Ebenso ist unerheblich, wenn ein Teil des Erziehungsbeitrags (soweit er die halbe monatliche Regelleistung, § 20 Abs. 2 SGB
II, übersteigt) bei der Berechnung der Grundsicherung für Arbeitslose als "Einkommen" der Pflegeperson berücksichtigt wird.
Denn dies bedeutet nicht, dass es sich bei dem Erziehungsbeitrag um ein nach marktwirtschaftlichen Gesichtspunkten bemessenes
Dienstleistungsentgelt handelt. Vielmehr stellt das Auskunftsschreiben des Bundesministeriums für Wirtschaft und Arbeit, auf
das sich die Familienkasse bezieht, sogar ausdrücklich klar, dass das Erziehungsgeld einen "Anerkennungsbetrag für den erzieherischen
Einsatz" darstellt.

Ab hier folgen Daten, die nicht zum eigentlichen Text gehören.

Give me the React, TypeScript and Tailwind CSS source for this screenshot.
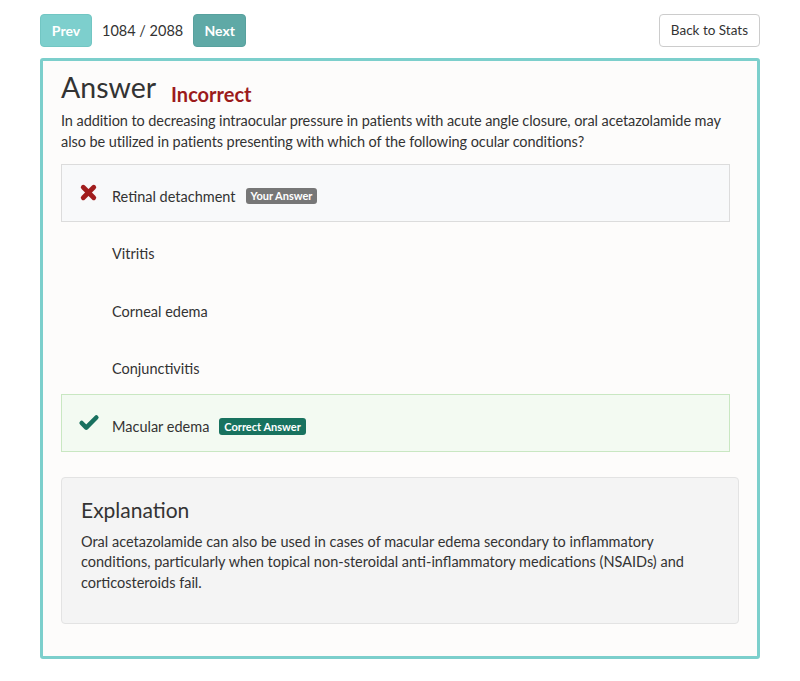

Hiervon geht auch der Senat aus.
Die Revision war nicht zuzulassen. Die Voraussetzungen des § 115 Abs. 2 FGO liegen nicht vor. Die Rechtssache hat weder grundsätzliche Bedeutung noch ist eine Revisionszulassung zur Rechtsfortbildung
oder zur Sicherung der Rechtseinheit geboten. Vielmehr hat der Gesetzgeber mit der Gesetzesänderung durch das StÄndG 2003
vom 15.12.2003 Klarheit geschaffen, was auch in den eindeutigen Verwaltungsanweisungen zum Ausdruck kommt.
Die Kostenentscheidung folgt aus § 135 Abs. 1 FGO.